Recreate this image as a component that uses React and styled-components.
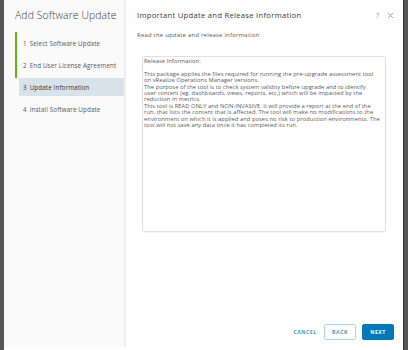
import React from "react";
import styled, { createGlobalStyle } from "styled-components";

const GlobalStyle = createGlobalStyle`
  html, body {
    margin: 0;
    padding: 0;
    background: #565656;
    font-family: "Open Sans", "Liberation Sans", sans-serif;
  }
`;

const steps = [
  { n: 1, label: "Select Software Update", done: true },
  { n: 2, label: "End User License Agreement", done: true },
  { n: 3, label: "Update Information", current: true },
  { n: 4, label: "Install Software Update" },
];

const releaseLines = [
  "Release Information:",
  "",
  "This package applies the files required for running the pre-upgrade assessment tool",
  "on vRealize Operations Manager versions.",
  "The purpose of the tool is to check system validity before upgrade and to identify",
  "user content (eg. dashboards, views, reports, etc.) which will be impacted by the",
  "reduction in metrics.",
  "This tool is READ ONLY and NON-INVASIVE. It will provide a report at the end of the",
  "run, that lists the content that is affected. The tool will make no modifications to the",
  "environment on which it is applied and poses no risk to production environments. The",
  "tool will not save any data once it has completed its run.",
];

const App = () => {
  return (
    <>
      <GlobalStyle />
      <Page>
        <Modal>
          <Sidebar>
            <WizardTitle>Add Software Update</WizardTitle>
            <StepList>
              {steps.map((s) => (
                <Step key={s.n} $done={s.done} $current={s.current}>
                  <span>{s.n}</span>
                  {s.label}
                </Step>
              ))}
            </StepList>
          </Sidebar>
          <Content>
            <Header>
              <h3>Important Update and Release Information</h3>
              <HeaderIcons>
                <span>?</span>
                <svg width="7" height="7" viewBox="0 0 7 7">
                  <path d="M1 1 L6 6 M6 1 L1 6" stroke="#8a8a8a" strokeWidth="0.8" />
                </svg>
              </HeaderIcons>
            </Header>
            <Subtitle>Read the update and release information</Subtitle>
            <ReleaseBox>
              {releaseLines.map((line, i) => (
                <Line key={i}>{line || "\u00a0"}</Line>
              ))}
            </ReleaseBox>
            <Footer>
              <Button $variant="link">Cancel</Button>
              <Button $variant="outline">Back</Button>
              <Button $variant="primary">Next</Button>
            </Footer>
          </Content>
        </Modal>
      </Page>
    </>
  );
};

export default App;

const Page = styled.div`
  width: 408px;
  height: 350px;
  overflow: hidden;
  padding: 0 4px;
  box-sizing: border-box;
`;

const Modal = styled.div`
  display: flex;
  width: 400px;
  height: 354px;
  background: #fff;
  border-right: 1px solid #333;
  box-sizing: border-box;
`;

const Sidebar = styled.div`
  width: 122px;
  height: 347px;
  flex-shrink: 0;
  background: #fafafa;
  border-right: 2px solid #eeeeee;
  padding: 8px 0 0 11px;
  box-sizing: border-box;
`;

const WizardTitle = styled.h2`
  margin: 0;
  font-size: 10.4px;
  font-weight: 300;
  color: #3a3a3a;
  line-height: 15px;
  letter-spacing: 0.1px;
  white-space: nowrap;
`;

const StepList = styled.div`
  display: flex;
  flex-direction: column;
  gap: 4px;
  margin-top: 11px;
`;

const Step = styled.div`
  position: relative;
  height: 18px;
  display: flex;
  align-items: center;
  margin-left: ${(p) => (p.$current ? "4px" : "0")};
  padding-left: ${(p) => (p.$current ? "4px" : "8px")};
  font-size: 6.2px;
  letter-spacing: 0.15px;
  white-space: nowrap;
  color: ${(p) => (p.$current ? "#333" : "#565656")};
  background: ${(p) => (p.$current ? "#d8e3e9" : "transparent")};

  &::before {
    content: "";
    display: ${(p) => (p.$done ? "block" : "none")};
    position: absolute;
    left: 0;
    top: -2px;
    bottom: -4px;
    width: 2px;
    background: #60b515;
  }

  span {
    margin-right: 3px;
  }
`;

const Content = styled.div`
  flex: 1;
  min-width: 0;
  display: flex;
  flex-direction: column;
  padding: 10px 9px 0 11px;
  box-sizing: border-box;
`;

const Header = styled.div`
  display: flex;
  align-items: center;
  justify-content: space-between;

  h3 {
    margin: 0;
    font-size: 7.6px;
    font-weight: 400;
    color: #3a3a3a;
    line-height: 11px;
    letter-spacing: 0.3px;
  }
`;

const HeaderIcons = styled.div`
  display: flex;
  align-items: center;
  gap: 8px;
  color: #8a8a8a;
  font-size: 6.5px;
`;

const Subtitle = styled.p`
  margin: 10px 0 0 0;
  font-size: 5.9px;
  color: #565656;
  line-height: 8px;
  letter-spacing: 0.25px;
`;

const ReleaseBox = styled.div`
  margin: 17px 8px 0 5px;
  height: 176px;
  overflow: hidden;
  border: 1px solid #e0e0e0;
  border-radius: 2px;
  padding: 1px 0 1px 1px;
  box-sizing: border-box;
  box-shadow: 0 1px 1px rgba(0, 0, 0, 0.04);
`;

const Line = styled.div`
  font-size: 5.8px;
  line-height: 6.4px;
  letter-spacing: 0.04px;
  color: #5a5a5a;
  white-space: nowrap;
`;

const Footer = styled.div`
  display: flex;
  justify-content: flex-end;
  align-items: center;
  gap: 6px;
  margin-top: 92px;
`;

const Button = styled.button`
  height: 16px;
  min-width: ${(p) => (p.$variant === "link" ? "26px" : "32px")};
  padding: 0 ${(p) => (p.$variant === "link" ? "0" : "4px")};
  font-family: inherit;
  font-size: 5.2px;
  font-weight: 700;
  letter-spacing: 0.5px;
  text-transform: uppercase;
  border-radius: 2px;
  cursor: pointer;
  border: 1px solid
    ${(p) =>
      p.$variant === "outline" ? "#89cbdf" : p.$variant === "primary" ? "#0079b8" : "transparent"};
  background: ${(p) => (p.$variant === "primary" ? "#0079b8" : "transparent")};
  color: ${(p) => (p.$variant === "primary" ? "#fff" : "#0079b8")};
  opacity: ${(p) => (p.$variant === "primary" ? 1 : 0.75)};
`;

> [Written task]
Leaving the pictures aside, transcribe the entire listing exactly.

> [Correct output]
Recreate this image as a component that uses React and styled-components.
import React from "react";
import styled, { createGlobalStyle } from "styled-components";

const GlobalStyle = createGlobalStyle`
  html, body {
    margin: 0;
    padding: 0;
    background: #565656;
    font-family: "Open Sans", "Liberation Sans", sans-serif;
  }
`;

const steps = [
  { n: 1, label: "Select Software Update", done: true },
  { n: 2, label: "End User License Agreement", done: true },
  { n: 3, label: "Update Information", current: true },
  { n: 4, label: "Install Software Update" },
];

const releaseLines = [
  "Release Information:",
  "",
  "This package applies the files required for running the pre-upgrade assessment tool",
  "on vRealize Operations Manager versions.",
  "The purpose of the tool is to check system validity before upgrade and to identify",
  "user content (eg. dashboards, views, reports, etc.) which will be impacted by the",
  "reduction in metrics.",
  "This tool is READ ONLY and NON-INVASIVE. It will provide a report at the end of the",
  "run, that lists the content that is affected. The tool will make no modifications to the",
  "environment on which it is applied and poses no risk to production environments. The",
  "tool will not save any data once it has completed its run.",
];

const App = () => {
  return (
    <>
      <GlobalStyle />
      <Page>
        <Modal>
          <Sidebar>
            <WizardTitle>Add Software Update</WizardTitle>
            <StepList>
              {steps.map((s) => (
                <Step key={s.n} $done={s.done} $current={s.current}>
                  <span>{s.n}</span>
                  {s.label}
                </Step>
              ))}
            </StepList>
          </Sidebar>
          <Content>
            <Header>
              <h3>Important Update and Release Information</h3>
              <HeaderIcons>
                <span>?</span>
                <svg width="7" height="7" viewBox="0 0 7 7">
                  <path d="M1 1 L6 6 M6 1 L1 6" stroke="#8a8a8a" strokeWidth="0.8" />
                </svg>
              </HeaderIcons>
            </Header>
            <Subtitle>Read the update and release information</Subtitle>
            <ReleaseBox>
              {releaseLines.map((line, i) => (
                <Line key={i}>{line || "\u00a0"}</Line>
              ))}
            </ReleaseBox>
            <Footer>
              <Button $variant="link">Cancel</Button>
              <Button $variant="outline">Back</Button>
              <Button $variant="primary">Next</Button>
            </Footer>
          </Content>
        </Modal>
      </Page>
    </>
  );
};

export default App;

const Page = styled.div`
  width: 408px;
  height: 350px;
  overflow: hidden;
  padding: 0 4px;
  box-sizing: border-box;
`;

const Modal = styled.div`
  display: flex;
  width: 400px;
  height: 354px;
  background: #fff;
  border-right: 1px solid #333;
  box-sizing: border-box;
`;

const Sidebar = styled.div`
  width: 122px;
  height: 347px;
  flex-shrink: 0;
  background: #fafafa;
  border-right: 2px solid #eeeeee;
  padding: 8px 0 0 11px;
  box-sizing: border-box;
`;

const WizardTitle = styled.h2`
  margin: 0;
  font-size: 10.4px;
  font-weight: 300;
  color: #3a3a3a;
  line-height: 15px;
  letter-spacing: 0.1px;
  white-space: nowrap;
`;

const StepList = styled.div`
  display: flex;
  flex-direction: column;
  gap: 4px;
  margin-top: 11px;
`;

const Step = styled.div`
  position: relative;
  height: 18px;
  display: flex;
  align-items: center;
  margin-left: ${(p) => (p.$current ? "4px" : "0")};
  padding-left: ${(p) => (p.$current ? "4px" : "8px")};
  font-size: 6.2px;
  letter-spacing: 0.15px;
  white-space: nowrap;
  color: ${(p) => (p.$current ? "#333" : "#565656")};
  background: ${(p) => (p.$current ? "#d8e3e9" : "transparent")};

  &::before {
    content: "";
    display: ${(p) => (p.$done ? "block" : "none")};
    position: absolute;
    left: 0;
    top: -2px;
    bottom: -4px;
    width: 2px;
    background: #60b515;
  }

  span {
    margin-right: 3px;
  }
`;

const Content = styled.div`
  flex: 1;
  min-width: 0;
  display: flex;
  flex-direction: column;
  padding: 10px 9px 0 11px;
  box-sizing: border-box;
`;

const Header = styled.div`
  display: flex;
  align-items: center;
  justify-content: space-between;

  h3 {
    margin: 0;
    font-size: 7.6px;
    font-weight: 400;
    color: #3a3a3a;
    line-height: 11px;
    letter-spacing: 0.3px;
  }
`;

const HeaderIcons = styled.div`
  display: flex;
  align-items: center;
  gap: 8px;
  color: #8a8a8a;
  font-size: 6.5px;
`;

const Subtitle = styled.p`
  margin: 10px 0 0 0;
  font-size: 5.9px;
  color: #565656;
  line-height: 8px;
  letter-spacing: 0.25px;
`;

const ReleaseBox = styled.div`
  margin: 17px 8px 0 5px;
  height: 176px;
  overflow: hidden;
  border: 1px solid #e0e0e0;
  border-radius: 2px;
  padding: 1px 0 1px 1px;
  box-sizing: border-box;
  box-shadow: 0 1px 1px rgba(0, 0, 0, 0.04);
`;

const Line = styled.div`
  font-size: 5.8px;
  line-height: 6.4px;
  letter-spacing: 0.04px;
  color: #5a5a5a;
  white-space: nowrap;
`;

const Footer = styled.div`
  display: flex;
  justify-content: flex-end;
  align-items: center;
  gap: 6px;
  margin-top: 92px;
`;

const Button = styled.button`
  height: 16px;
  min-width: ${(p) => (p.$variant === "link" ? "26px" : "32px")};
  padding: 0 ${(p) => (p.$variant === "link" ? "0" : "4px")};
  font-family: inherit;
  font-size: 5.2px;
  font-weight: 700;
  letter-spacing: 0.5px;
  text-transform: uppercase;
  border-radius: 2px;
  cursor: pointer;
  border: 1px solid
    ${(p) =>
      p.$variant === "outline" ? "#89cbdf" : p.$variant === "primary" ? "#0079b8" : "transparent"};
  background: ${(p) => (p.$variant === "primary" ? "#0079b8" : "transparent")};
  color: ${(p) => (p.$variant === "primary" ? "#fff" : "#0079b8")};
  opacity: ${(p) => (p.$variant === "primary" ? 1 : 0.75)};
`;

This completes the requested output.